§ **WHAT THE EXERCISE ASKS**: Restate the data below word for word. Skip any images it contains.

§ **GIVEN DATA**:

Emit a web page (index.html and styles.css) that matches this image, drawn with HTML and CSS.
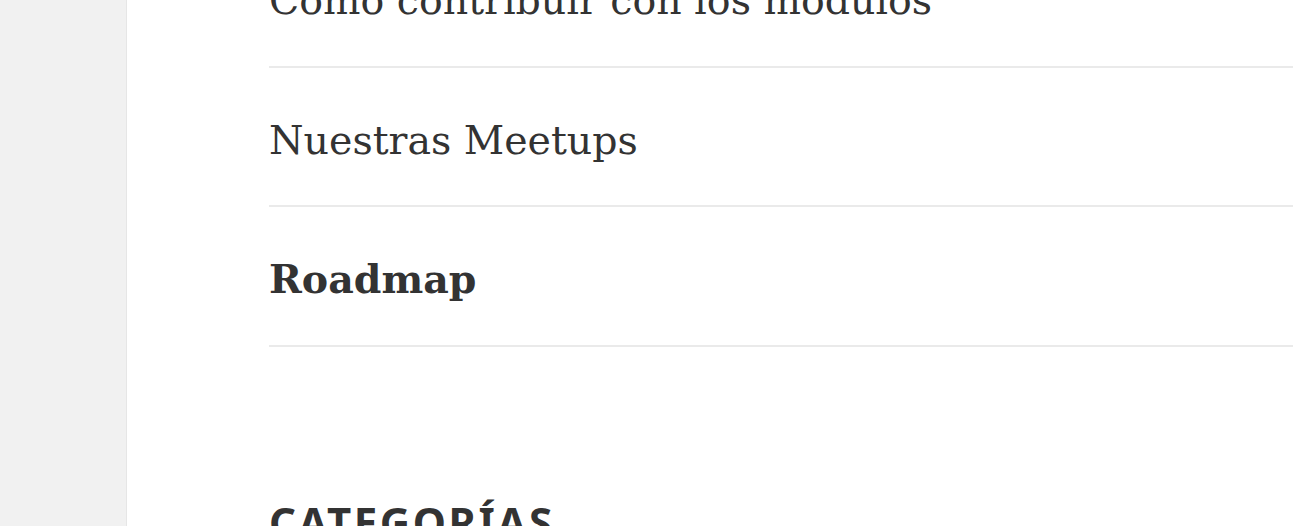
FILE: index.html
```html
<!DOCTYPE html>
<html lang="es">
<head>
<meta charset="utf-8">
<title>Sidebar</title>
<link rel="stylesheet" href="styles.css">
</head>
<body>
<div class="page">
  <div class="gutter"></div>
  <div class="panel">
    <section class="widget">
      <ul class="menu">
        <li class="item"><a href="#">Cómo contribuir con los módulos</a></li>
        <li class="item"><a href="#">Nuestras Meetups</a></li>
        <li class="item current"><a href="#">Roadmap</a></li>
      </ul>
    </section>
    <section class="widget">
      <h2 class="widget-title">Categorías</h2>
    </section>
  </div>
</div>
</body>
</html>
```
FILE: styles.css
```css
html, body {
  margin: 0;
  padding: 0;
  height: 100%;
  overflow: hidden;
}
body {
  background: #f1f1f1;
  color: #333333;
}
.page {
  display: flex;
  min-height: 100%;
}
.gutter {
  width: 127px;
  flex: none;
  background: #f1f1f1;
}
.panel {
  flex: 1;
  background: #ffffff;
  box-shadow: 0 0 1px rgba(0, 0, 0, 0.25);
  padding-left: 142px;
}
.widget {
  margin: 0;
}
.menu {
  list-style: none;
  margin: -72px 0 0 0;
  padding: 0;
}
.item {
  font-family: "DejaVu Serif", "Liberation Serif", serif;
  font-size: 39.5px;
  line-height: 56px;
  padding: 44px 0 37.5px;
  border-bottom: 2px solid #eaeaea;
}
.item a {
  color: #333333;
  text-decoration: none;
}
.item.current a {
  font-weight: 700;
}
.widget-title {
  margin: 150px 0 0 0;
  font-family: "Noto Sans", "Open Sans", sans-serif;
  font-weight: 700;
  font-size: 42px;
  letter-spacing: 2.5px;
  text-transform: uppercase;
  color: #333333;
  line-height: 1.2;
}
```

§ **ANSWER FOR THE TASK**:
Emit a web page (index.html and styles.css) that matches this image, drawn with HTML and CSS.
FILE: index.html
```html
<!DOCTYPE html>
<html lang="es">
<head>
<meta charset="utf-8">
<title>Sidebar</title>
<link rel="stylesheet" href="styles.css">
</head>
<body>
<div class="page">
  <div class="gutter"></div>
  <div class="panel">
    <section class="widget">
      <ul class="menu">
        <li class="item"><a href="#">Cómo contribuir con los módulos</a></li>
        <li class="item"><a href="#">Nuestras Meetups</a></li>
        <li class="item current"><a href="#">Roadmap</a></li>
      </ul>
    </section>
    <section class="widget">
      <h2 class="widget-title">Categorías</h2>
    </section>
  </div>
</div>
</body>
</html>
```
FILE: styles.css
```css
html, body {
  margin: 0;
  padding: 0;
  height: 100%;
  overflow: hidden;
}
body {
  background: #f1f1f1;
  color: #333333;
}
.page {
  display: flex;
  min-height: 100%;
}
.gutter {
  width: 127px;
  flex: none;
  background: #f1f1f1;
}
.panel {
  flex: 1;
  background: #ffffff;
  box-shadow: 0 0 1px rgba(0, 0, 0, 0.25);
  padding-left: 142px;
}
.widget {
  margin: 0;
}
.menu {
  list-style: none;
  margin: -72px 0 0 0;
  padding: 0;
}
.item {
  font-family: "DejaVu Serif", "Liberation Serif", serif;
  font-size: 39.5px;
  line-height: 56px;
  padding: 44px 0 37.5px;
  border-bottom: 2px solid #eaeaea;
}
.item a {
  color: #333333;
  text-decoration: none;
}
.item.current a {
  font-weight: 700;
}
.widget-title {
  margin: 150px 0 0 0;
  font-family: "Noto Sans", "Open Sans", sans-serif;
  font-weight: 700;
  font-size: 42px;
  letter-spacing: 2.5px;
  text-transform: uppercase;
  color: #333333;
  line-height: 1.2;
}
```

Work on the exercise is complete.